Gözlerimin önünden gitmiyor o an. Düşünün, sıradan bir gün... Ailece mobilya bakmaya çıkmışsınız, belki yeni bir kanepe, belki çocuğunuz için bir çalışma masası arıyorsunuz. Kim derdi ki bu rutin alışveriş bir kabusa dönüşecek?
Konya'nın o sakin semtinde, adını vermek istemediğim o mobilya mağazasında her şey bir anda oldu. Üç yaşındaki Furkan -Allah rahmet eylesin- ailesinin bir anlık gafletiyle gözden kayboluvermiş. Anne baba belki bir koltuğu inceliyor, belki fiyat soruyorlardı, tam hatırlayamıyorum.
O Korkunç An
Sonra o çığlık... Mağazanın içinde yankılanan o tiz ses hâlâ kulaklarımda. İnsan öyle anlarda donakalıyor, ne yapacağını şaşırıyor. Furkan'ın -maalesef- yüksek bir kattan aşağı düştüğünü söylüyorlar. Nasıl oldu, nereden çıktı o merdivenlerin oraya? İşte bunu kimse tam olarak anlamış değil.
Ambulanslar yetişmiş tabii, hemen. Doktorlar, sağlık ekipleri var güçleriyle çalışmışlar ama nafile. O minicik beden dayanamamış travmaya. Hastanede kurtaramamışlar zavallı yavrucağı.
Ailenin Çaresizliği
Anne babanın halini tahmin edebiliyor musunuz? Bir dakika önce yanınızda koşturan, gülen o çocuk... Sonra bir hiç uğruna. Kelimeler yetmez bu acıyı anlatmaya, vallahi de billahi de yetmez.
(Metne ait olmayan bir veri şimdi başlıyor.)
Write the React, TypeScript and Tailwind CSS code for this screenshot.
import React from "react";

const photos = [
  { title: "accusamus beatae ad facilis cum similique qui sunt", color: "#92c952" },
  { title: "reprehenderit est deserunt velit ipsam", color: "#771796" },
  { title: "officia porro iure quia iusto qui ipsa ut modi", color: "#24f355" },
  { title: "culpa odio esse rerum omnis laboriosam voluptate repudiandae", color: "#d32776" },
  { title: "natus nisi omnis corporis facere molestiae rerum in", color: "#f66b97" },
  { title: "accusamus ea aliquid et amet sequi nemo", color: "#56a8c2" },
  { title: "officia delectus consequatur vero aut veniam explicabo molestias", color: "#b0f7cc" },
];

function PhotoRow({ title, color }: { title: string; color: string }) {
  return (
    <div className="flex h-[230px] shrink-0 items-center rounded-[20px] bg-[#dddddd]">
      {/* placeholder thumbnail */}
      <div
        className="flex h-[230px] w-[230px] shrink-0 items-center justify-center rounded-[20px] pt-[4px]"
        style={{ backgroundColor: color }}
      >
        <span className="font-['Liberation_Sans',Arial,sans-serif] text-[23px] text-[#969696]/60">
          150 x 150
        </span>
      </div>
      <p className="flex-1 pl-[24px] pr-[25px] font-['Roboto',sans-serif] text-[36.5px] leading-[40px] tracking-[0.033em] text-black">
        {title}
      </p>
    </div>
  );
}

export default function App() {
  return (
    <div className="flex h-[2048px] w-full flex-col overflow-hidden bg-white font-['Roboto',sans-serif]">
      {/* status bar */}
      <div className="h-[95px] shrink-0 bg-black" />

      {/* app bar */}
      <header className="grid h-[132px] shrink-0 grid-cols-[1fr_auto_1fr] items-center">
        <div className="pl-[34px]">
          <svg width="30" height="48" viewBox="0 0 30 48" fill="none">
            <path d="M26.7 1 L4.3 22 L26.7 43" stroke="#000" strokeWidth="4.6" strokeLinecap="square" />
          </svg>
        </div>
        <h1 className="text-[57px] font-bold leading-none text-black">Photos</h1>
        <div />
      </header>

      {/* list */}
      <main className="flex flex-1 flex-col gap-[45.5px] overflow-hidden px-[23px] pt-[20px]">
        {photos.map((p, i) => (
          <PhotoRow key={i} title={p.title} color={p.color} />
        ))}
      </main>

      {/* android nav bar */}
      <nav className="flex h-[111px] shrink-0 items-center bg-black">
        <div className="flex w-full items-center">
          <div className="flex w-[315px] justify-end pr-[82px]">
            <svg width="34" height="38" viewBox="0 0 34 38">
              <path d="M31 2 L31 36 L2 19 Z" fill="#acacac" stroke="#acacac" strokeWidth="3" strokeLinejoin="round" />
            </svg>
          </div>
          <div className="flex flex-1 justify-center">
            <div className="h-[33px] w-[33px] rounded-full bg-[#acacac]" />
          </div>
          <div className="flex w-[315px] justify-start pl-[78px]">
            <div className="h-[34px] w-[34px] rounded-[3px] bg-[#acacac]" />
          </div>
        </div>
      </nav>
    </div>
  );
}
Şimdi herkes aynı soruyu soruyor: Bu mağazalarda çocuk güvenliği neden yeterli değil? Neden bu tür önlemler alınmıyor? Aslında cevabı biliyoruz ama iş işten geçtikten sonra...
Polis soruşturma başlatmış, mağaza yetkilileri ifade vermiş. Fakat bunlar neyi değiştirir ki? O ailenin yüreğindeki yangın söner mi hiç?
Düşündürdükleri
Bu olay hepimize ders olsun diyeceğim ama ne fayda? Her gün benzer haberler duyuyoruz. Çocuklar pencerelerden düşüyor, havuzlara düşüyor, balkonlardan... Sanki hiç mi önlem alınmayacak?
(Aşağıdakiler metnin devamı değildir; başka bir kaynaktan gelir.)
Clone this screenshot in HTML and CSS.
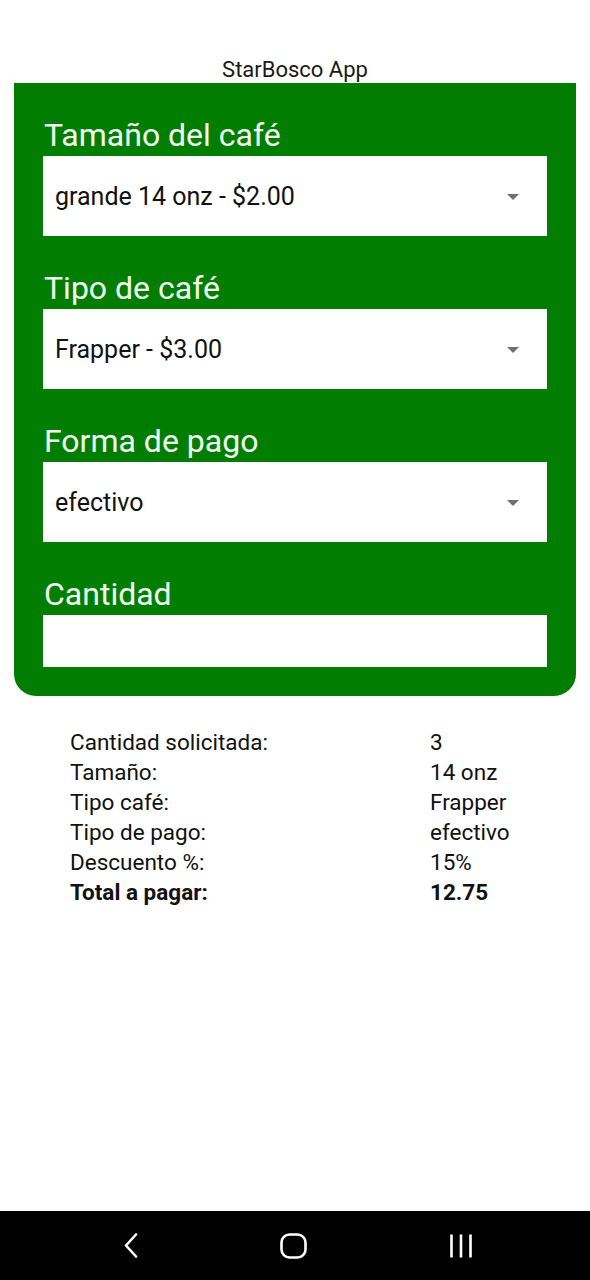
FILE: index.html
```html
<!DOCTYPE html>
<html lang="es">
<head>
<meta charset="utf-8">
<title>StarBosco App</title>
<link rel="stylesheet" href="styles.css">
</head>
<body>
<div class="screen">
  <header class="title">StarBosco App</header>
  <section class="card">
    <div class="field">
      <label class="label">Tamaño del café</label>
      <div class="select"><span>grande 14 onz - $2.00</span><span class="arrow"></span></div>
    </div>
    <div class="field">
      <label class="label">Tipo de café</label>
      <div class="select"><span>Frapper - $3.00</span><span class="arrow"></span></div>
    </div>
    <div class="field">
      <label class="label">Forma de pago</label>
      <div class="select"><span>efectivo</span><span class="arrow"></span></div>
    </div>
    <div class="field last">
      <label class="label">Cantidad</label>
      <div class="input"></div>
    </div>
  </section>
  <section class="summary">
    <div>Cantidad solicitada:</div><div>3</div>
    <div>Tamaño:</div><div>14 onz</div>
    <div>Tipo café:</div><div>Frapper</div>
    <div>Tipo de pago:</div><div>efectivo</div>
    <div>Descuento %:</div><div>15%</div>
    <div class="bold">Total a pagar:</div><div class="bold">12.75</div>
  </section>
  <nav class="navbar">
    <svg class="nav-icon" width="14" height="25" viewBox="0 0 14 25"><path d="M12 1.5 L2 12.5 L12 23.5" fill="none" stroke="#fff" stroke-width="2.6" stroke-linecap="round" stroke-linejoin="round"/></svg>
    <svg class="nav-icon" width="27" height="26" viewBox="0 0 27 26"><rect x="1.5" y="1.5" width="24" height="23" rx="8" fill="none" stroke="#fff" stroke-width="2.6"/></svg>
    <svg class="nav-icon" width="24" height="26" viewBox="0 0 24 26"><path d="M2.5 1.5 V24.5 M12 1.5 V24.5 M21.5 1.5 V24.5" fill="none" stroke="#fff" stroke-width="2.6"/></svg>
  </nav>
</div>
</body>
</html>
```

FILE: styles.css
```css
html, body {
  margin: 0;
  padding: 0;
  background: #fff;
}
.screen {
  width: 590px;
  min-height: 1280px;
  display: flex;
  flex-direction: column;
  font-family: Roboto, "Noto Sans", sans-serif;
  color: #111;
}
.title {
  padding-top: 57px;
  height: 26px;
  font-size: 22px;
  line-height: 26px;
  text-align: center;
  color: #1a1a1a;
}
.card {
  margin: 0 14px;
  background: #017e01;
  border-radius: 0 0 22px 22px;
  padding: 37px 29px 29px 29px;
  display: flex;
  flex-direction: column;
  gap: 37px;
}
.field {
  display: flex;
  flex-direction: column;
  gap: 5px;
}
.label {
  font-size: 32px;
  line-height: 31px;
  color: #f2fff2;
  padding-left: 1px;
}
.select {
  height: 80px;
  background: #fff;
  display: flex;
  align-items: center;
  justify-content: space-between;
  padding: 0 28px 0 12px;
  font-size: 25px;
  color: #111;
}
.arrow {
  width: 0;
  height: 0;
  border-left: 6px solid transparent;
  border-right: 6px solid transparent;
  border-top: 6px solid #6f6f6f;
  margin-top: 1px;
}
.input {
  height: 52px;
  background: #fff;
}
.summary {
  margin-top: 31px;
  padding-left: 70px;
  display: grid;
  grid-template-columns: 360px 1fr;
  font-size: 22.5px;
  line-height: 30px;
  color: #111;
}
.bold {
  font-weight: 700;
}
.navbar {
  margin-top: auto;
  height: 69px;
  background: #000;
  display: flex;
  align-items: center;
  justify-content: space-between;
  padding: 0 117px 0 124px;
}
.nav-icon {
  display: block;
}
```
Belki de -bence- en acı tarafı şu: Furkan'ın ailesi sadece normal bir alışveriş yapıyordu. Sıradan bir gündü onlar için. Ta ki her şey tersine dönene kadar.
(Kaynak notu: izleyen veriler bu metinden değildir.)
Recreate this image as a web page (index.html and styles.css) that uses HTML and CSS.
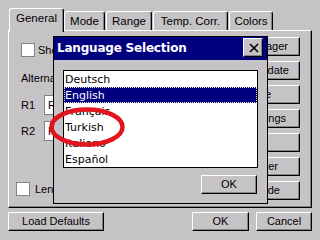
FILE: index.html
```html
<!DOCTYPE html>
<html>
<head>
<meta charset="utf-8">
<link rel="stylesheet" href="styles.css">
</head>
<body>
<div class="screen">
  <div class="tabs">
    <div class="tab active w-general">General</div>
    <div class="tab w-mode">Mode</div>
    <div class="tab w-range">Range</div>
    <div class="tab w-temp">Temp. Corr.</div>
    <div class="tab w-colors">Colors</div>
  </div>
  <div class="panel">
    <div class="left">
      <div class="check-row"><span class="box"></span><span class="lbl">Show</span></div>
      <div class="alt">Alternate</div>
      <div class="rrow"><span class="rl">R1</span><span class="edit">Rot</span></div>
      <div class="rrow r2"><span class="rl">R2</span><span class="edit">Rot</span></div>
      <div class="check-row second"><span class="box"></span><span class="lbl">Lens</span></div>
    </div>
    <div class="right">
      <div class="btn side p12">Manager</div>
      <div class="btn side p11">Update</div>
      <div class="btn side p29">Save</div>
      <div class="btn side p14">Settings</div>
      <div class="btn side p12"></div>
      <div class="btn side p22">Filter</div>
      <div class="btn side p20">Mode</div>
    </div>
  </div>
  <div class="footer">
    <div class="btn w-load">Load Defaults</div>
    <div class="spacer"></div>
    <div class="btn w-ok">OK</div>
    <div class="btn w-cancel">Cancel</div>
  </div>

  <div class="dialog">
    <div class="titlebar">
      <span class="title">Language Selection</span>
      <span class="close">
        <svg width="10" height="10" viewBox="0 0 10 10"><path d="M1 1 L9 9 M9 1 L1 9" stroke="#000" stroke-width="1.6" fill="none"/></svg>
      </span>
    </div>
    <div class="list">
      <div class="item">Deutsch</div>
      <div class="item sel">English</div>
      <div class="item">Français</div>
      <div class="item">Turkish</div>
      <div class="item">Italiano</div>
      <div class="item">Español</div>
    </div>
    <div class="dlg-foot">
      <div class="btn w-dok">OK</div>
    </div>
  </div>

  <svg class="mark" width="320" height="240" viewBox="0 0 320 240">
    <ellipse cx="87" cy="127" rx="35.5" ry="17.5" fill="none" stroke="#e2141e" stroke-width="4.5"/>
  </svg>
</div>
</body>
</html>
```

FILE: styles.css
```css
html, body {
  margin: 0;
  padding: 0;
}
body {
  width: 320px;
  height: 240px;
  overflow: hidden;
  background: #c6c3c6;
  font-family: "Liberation Sans", Arial, sans-serif;
  font-size: 11px;
  color: #000;
}
.screen {
  position: relative;
  width: 320px;
  height: 240px;
  box-sizing: border-box;
  padding: 8px 8px 0 8px;
}

/* tabs */
.tabs {
  display: flex;
  align-items: flex-end;
  gap: 1px;
  height: 22px;
  padding-left: 1px;
}
.tab {
  box-sizing: border-box;
  height: 19px;
  padding-top: 3px;
  text-align: center;
  font-size: 11.5px;
  line-height: 13px;
  border: 1px solid;
  border-color: #fff #000 transparent #fff;
  border-bottom: none;
  border-radius: 3px 3px 0 0;
  box-shadow: inset -1px 0 0 #848284;
  white-space: nowrap;
}
.tab.active {
  position: relative;
  z-index: 2;
  height: 24px;
  margin-bottom: -2px;
  padding-top: 3px;
  background: #c6c3c6;
}
.w-general { width: 55px; }
.w-mode { width: 41px; margin-left: -1px; }
.w-range { width: 46px; }
.w-temp { width: 75px; }
.w-colors { width: 44px; }

/* panel */
.panel {
  box-sizing: border-box;
  height: 178px;
  border: 1px solid;
  border-color: #fff #000 #000 #fff;
  box-shadow: inset -1px -1px 0 #848284;
  display: flex;
  justify-content: space-between;
}
.left {
  box-sizing: border-box;
  width: 44px;
  overflow: hidden;
  padding: 12px 0 0 12px;
  display: flex;
  flex-direction: column;
}
.check-row {
  display: flex;
  align-items: center;
  gap: 3px;
  height: 14px;
}
.box {
  box-sizing: border-box;
  flex: none;
  width: 14px;
  height: 14px;
  background: #fff;
  border: 1px solid #848284;
}
.lbl {
  white-space: nowrap;
  line-height: 13px;
}
.alt {
  margin-top: 15px;
  line-height: 13px;
  white-space: nowrap;
}
.rrow {
  margin-top: 10px;
  display: flex;
  align-items: center;
  height: 20px;
}
.rrow.r2 {
  margin-top: 6px;
}
.rl {
  flex: none;
  width: 23px;
  line-height: 13px;
}
.edit {
  box-sizing: border-box;
  flex: none;
  width: 80px;
  height: 20px;
  background: #fff;
  border: 1px solid #848284;
  padding: 2px 0 0 3px;
  line-height: 14px;
}
.check-row.second {
  margin-top: 41px;
  margin-left: -5px;
  gap: 5px;
}
.right {
  padding: 6px 11px 0 0;
  display: flex;
  flex-direction: column;
  gap: 5px;
}

/* buttons */
.btn {
  box-sizing: border-box;
  height: 19px;
  border: 1px solid;
  border-color: #fff #000 #000 #fff;
  box-shadow: inset -1px -1px 0 #848284;
  text-align: center;
  line-height: 16px;
  white-space: nowrap;
  overflow: hidden;
}
.btn.side {
  width: 76px;
  text-align: right;
}
.p11 { padding-right: 10px; }
.p12 { padding-right: 11px; }
.p14 { padding-right: 13px; }
.p20 { padding-right: 19px; }
.p22 { padding-right: 21px; }
.p29 { padding-right: 28px; }

.footer {
  margin-top: 4px;
  display: flex;
  gap: 7px;
}
.spacer { flex: 1; }
.w-load { width: 96px; }
.w-ok { width: 57px; }
.w-cancel { width: 56px; }

/* dialog */
.dialog {
  position: absolute;
  left: 53px;
  top: 36px;
  width: 215px;
  height: 168px;
  box-sizing: border-box;
  border: 1px solid #000;
  background: #c6c3c6;
  z-index: 5;
}
.titlebar {
  height: 23px;
  background: #000080;
  display: flex;
  justify-content: space-between;
  align-items: flex-start;
}
.title {
  padding-left: 3px;
  color: #fff;
  font-family: "DejaVu Sans", sans-serif;
  font-weight: bold;
  font-size: 12px;
  letter-spacing: -0.2px;
  line-height: 23px;
  white-space: nowrap;
}
.close {
  box-sizing: border-box;
  margin: 1px 4px 0 0;
  width: 20px;
  height: 19px;
  background: #c6c3c6;
  border: 1px solid;
  border-color: #fff #000 #000 #fff;
  box-shadow: inset -1px -1px 0 #848284;
  display: flex;
  align-items: center;
  justify-content: center;
  padding-left: 1px;
}
.close svg { display: block; }
.list {
  margin: 10px 9px 0 9px;
  height: 98px;
  box-sizing: border-box;
  border: 1px solid #000;
  background: #fff;
  font-family: "DejaVu Sans", sans-serif;
  font-size: 11px;
}
.item {
  box-sizing: border-box;
  height: 16px;
  padding: 2px 0 0 1px;
  line-height: 14px;
  white-space: nowrap;
}
.item.sel {
  background: #000080;
  color: #fff;
  outline: 1px dotted #e8e8c0;
  outline-offset: -1px;
}
.dlg-foot {
  margin-top: 7px;
  display: flex;
  justify-content: flex-end;
  padding-right: 10px;
}
.w-dok { width: 56px; }

/* annotation */
.mark {
  position: absolute;
  left: 0;
  top: 0;
  z-index: 10;
  pointer-events: none;
}
```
O minik yavrunun ruhuna el-Fatiha. Geride kalanlara da sabırlar diliyorum -ki sabrın ne kadar zor olduğunu hepimiz biliyoruz. Bu tür yerlerde daha dikkatli olmalıyız, çocuklarımızı bir saniye bile yalnız bırakmamalıyız. Son pişmanlık, malum, fayda etmiyor.